Сразу же заметим, что смягчать телеологизм Лейбница, раздробляя его до бесконечности, значит, на наш взгляд, становиться на ложный путь. И, однако, учение о целесообразности приняло именно такое направление. Совершенно ясно, что если Вселенная в целом является реализацией известного плана, то это не может быть доказано эмпирически. Очевидно также, что если даже ограничиться лишь организованным миром, то ничуть не легче доказать, что и в нем все находится в гармонии. Факты могли бы дать и противоположные ответы на наши вопросы. Природа сталкивает живые существа друг с другом. Она являет нам повсюду беспорядок наряду с порядком, регресс рядом с прогрессом. Но, быть может, то, что не подтверждается ни материей в целом, ни жизнью в целом, окажется верным для отдельного организма? Нельзя ли заметить в нем поразительного разделения труда, чудесной солидарности между частями, совершенного порядка, несмотря на бесконечное усложнение? В этом смысле не реализует ли каждое живое существо известного плана, имманентного его субстанции? Это утверждение, по сути, разбивает вдребезги античную концепцию целесообразности. Идея внешней целесообразности, в силу которой живые существа соподчиняются одни другим, не принимается и даже охотно осмеивается: нелепо, говорят нам, предполагать, что трава создана для коровы, ягненок для волка. Но существует целесообразность внутренняя: каждое существо создано для него самого, все части его взаимосогласованы ради наибольшего блага целого и разумно соорганизованы для этой же цели. Такова концепция целесообразности, в течение долгого времени остававшаяся классической. Телеологизм сузился настолько, чтобы никогда не охватывать за один раз более одного живого существа. В урезанном виде он, конечно, рассчитывал подставить под удары меньшую поверхность.

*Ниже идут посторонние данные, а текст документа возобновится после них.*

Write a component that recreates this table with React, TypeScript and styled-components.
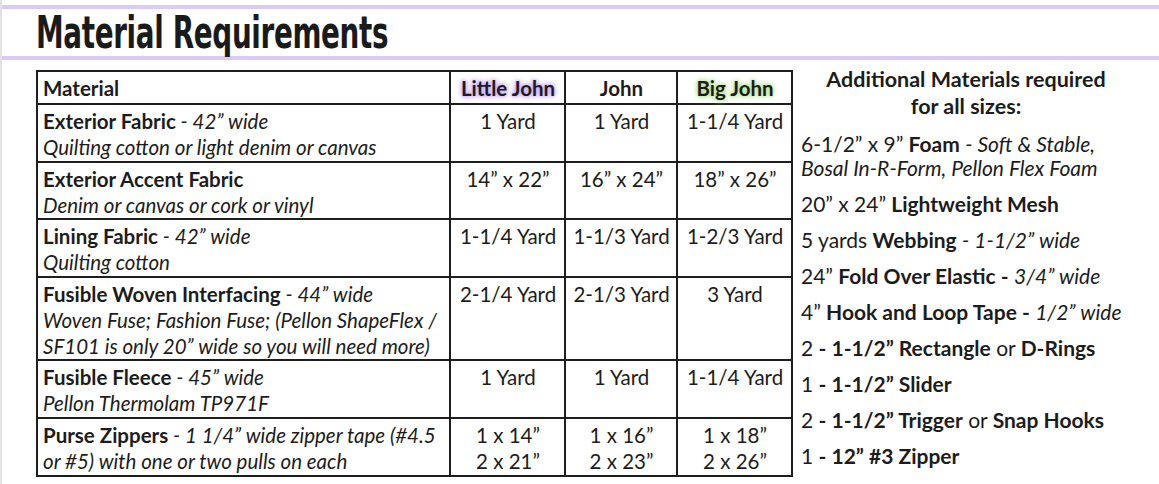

На самом же деле он оказался еще более уязвимым. Каким бы смелым ни выглядел, в свою очередь, наш тезис, мы утверждаем, что целесообразность может быть только внешней: в противном случае она - ничто.

Рассмотрим, действительно, самый сложный и самый гармоничный организм. Все его элементы, говорят нам, принимают участие в содействии наибольшему благу целого. Пусть будет так; но не нужно забывать, что каждый из элементов в некоторых случаях сам может быть организмом и что, подчиняя существование этого маленького организма жизни большого, мы принимаем принцип внешней целесообразности. Таким образом, концепция исключительно внутренней целесообразности разрушает саму себя. Организм состоит из тканей, каждая из которых живет за собственный счет. Клетки, составляющие ткани, также обладают известной независимостью. Только в случае полного подчинения всех элементов индивида самому индивиду можно было бы отказаться видеть в них организмы, сохраняя это название за индивидом, и говорить только о внутренней целесообразности. Но каждому известно, что эти элементы могут обладать истинной автономией. Не говоря о фагоцитах, которые доходят в своей независимости от того, что нападают на питающий их организм, не говоря о зародышевых клетках, живущих своей собственной жизнью рядом с соматическими клетками, достаточно напомнить о фактах регенерации; здесь один элемент - или группа элементов - внезапно показывает, что хотя в обычное время он и покорялся тому, чтобы занимать лишь незначительное место и выполнять только ограниченные функции, но он может делать гораздо больше, а в некоторых случаях даже выступает как эквивалент целого.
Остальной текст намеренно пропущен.